▶ _Goal of the exercise_
Repeat the listing that follows, character for character, minus the pictures.

▶ _Given material_
-=-=-
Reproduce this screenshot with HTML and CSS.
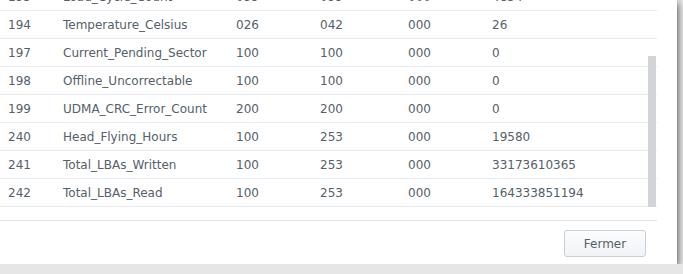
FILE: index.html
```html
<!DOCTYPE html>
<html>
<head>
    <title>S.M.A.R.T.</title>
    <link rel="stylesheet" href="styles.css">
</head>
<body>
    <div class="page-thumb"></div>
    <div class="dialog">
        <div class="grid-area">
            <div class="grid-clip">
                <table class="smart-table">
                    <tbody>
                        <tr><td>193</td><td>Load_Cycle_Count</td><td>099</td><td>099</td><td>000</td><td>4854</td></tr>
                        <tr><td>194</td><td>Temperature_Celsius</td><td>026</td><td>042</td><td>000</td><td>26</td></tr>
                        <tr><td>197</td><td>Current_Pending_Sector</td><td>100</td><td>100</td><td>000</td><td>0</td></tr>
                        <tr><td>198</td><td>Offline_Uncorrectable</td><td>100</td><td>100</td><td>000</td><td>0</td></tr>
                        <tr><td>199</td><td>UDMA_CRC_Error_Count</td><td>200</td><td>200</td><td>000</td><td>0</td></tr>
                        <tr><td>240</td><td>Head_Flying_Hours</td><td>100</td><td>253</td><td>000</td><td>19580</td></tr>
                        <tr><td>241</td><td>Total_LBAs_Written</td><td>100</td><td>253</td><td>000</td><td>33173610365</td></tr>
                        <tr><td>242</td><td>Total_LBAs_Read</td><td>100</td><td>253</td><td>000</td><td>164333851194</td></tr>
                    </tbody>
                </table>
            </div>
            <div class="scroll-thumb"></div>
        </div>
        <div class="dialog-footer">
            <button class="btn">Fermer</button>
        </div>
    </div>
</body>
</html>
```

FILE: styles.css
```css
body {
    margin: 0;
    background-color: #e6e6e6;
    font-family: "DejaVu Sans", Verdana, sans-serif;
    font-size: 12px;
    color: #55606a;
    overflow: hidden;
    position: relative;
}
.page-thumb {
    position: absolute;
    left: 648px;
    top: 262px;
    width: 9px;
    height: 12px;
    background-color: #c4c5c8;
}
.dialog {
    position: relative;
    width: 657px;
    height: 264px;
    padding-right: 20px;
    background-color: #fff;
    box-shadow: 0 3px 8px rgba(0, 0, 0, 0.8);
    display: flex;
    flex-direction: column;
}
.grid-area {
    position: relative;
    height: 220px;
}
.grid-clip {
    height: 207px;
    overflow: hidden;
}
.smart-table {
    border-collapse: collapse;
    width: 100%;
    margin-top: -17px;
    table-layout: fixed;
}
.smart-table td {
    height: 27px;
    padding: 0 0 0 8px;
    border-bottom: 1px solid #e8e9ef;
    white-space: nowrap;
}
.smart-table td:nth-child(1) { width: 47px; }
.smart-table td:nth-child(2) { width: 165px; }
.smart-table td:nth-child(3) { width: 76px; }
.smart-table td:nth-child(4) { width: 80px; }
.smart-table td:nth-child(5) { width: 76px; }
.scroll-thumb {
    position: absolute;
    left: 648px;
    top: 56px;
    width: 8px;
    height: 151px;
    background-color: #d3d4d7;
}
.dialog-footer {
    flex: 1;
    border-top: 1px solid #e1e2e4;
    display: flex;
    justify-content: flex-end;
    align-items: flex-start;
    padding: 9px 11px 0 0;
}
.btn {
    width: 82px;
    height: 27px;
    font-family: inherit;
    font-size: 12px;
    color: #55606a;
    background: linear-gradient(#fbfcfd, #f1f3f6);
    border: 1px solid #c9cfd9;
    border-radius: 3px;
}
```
-=-=-
▶ _Solution to this exercise_
Reproduce this screenshot with HTML and CSS.
FILE: index.html
```html
<!DOCTYPE html>
<html>
<head>
    <title>S.M.A.R.T.</title>
    <link rel="stylesheet" href="styles.css">
</head>
<body>
    <div class="page-thumb"></div>
    <div class="dialog">
        <div class="grid-area">
            <div class="grid-clip">
                <table class="smart-table">
                    <tbody>
                        <tr><td>193</td><td>Load_Cycle_Count</td><td>099</td><td>099</td><td>000</td><td>4854</td></tr>
                        <tr><td>194</td><td>Temperature_Celsius</td><td>026</td><td>042</td><td>000</td><td>26</td></tr>
                        <tr><td>197</td><td>Current_Pending_Sector</td><td>100</td><td>100</td><td>000</td><td>0</td></tr>
                        <tr><td>198</td><td>Offline_Uncorrectable</td><td>100</td><td>100</td><td>000</td><td>0</td></tr>
                        <tr><td>199</td><td>UDMA_CRC_Error_Count</td><td>200</td><td>200</td><td>000</td><td>0</td></tr>
                        <tr><td>240</td><td>Head_Flying_Hours</td><td>100</td><td>253</td><td>000</td><td>19580</td></tr>
                        <tr><td>241</td><td>Total_LBAs_Written</td><td>100</td><td>253</td><td>000</td><td>33173610365</td></tr>
                        <tr><td>242</td><td>Total_LBAs_Read</td><td>100</td><td>253</td><td>000</td><td>164333851194</td></tr>
                    </tbody>
                </table>
            </div>
            <div class="scroll-thumb"></div>
        </div>
        <div class="dialog-footer">
            <button class="btn">Fermer</button>
        </div>
    </div>
</body>
</html>
```

FILE: styles.css
```css
body {
    margin: 0;
    background-color: #e6e6e6;
    font-family: "DejaVu Sans", Verdana, sans-serif;
    font-size: 12px;
    color: #55606a;
    overflow: hidden;
    position: relative;
}
.page-thumb {
    position: absolute;
    left: 648px;
    top: 262px;
    width: 9px;
    height: 12px;
    background-color: #c4c5c8;
}
.dialog {
    position: relative;
    width: 657px;
    height: 264px;
    padding-right: 20px;
    background-color: #fff;
    box-shadow: 0 3px 8px rgba(0, 0, 0, 0.8);
    display: flex;
    flex-direction: column;
}
.grid-area {
    position: relative;
    height: 220px;
}
.grid-clip {
    height: 207px;
    overflow: hidden;
}
.smart-table {
    border-collapse: collapse;
    width: 100%;
    margin-top: -17px;
    table-layout: fixed;
}
.smart-table td {
    height: 27px;
    padding: 0 0 0 8px;
    border-bottom: 1px solid #e8e9ef;
    white-space: nowrap;
}
.smart-table td:nth-child(1) { width: 47px; }
.smart-table td:nth-child(2) { width: 165px; }
.smart-table td:nth-child(3) { width: 76px; }
.smart-table td:nth-child(4) { width: 80px; }
.smart-table td:nth-child(5) { width: 76px; }
.scroll-thumb {
    position: absolute;
    left: 648px;
    top: 56px;
    width: 8px;
    height: 151px;
    background-color: #d3d4d7;
}
.dialog-footer {
    flex: 1;
    border-top: 1px solid #e1e2e4;
    display: flex;
    justify-content: flex-end;
    align-items: flex-start;
    padding: 9px 11px 0 0;
}
.btn {
    width: 82px;
    height: 27px;
    font-family: inherit;
    font-size: 12px;
    color: #55606a;
    background: linear-gradient(#fbfcfd, #f1f3f6);
    border: 1px solid #c9cfd9;
    border-radius: 3px;
}
```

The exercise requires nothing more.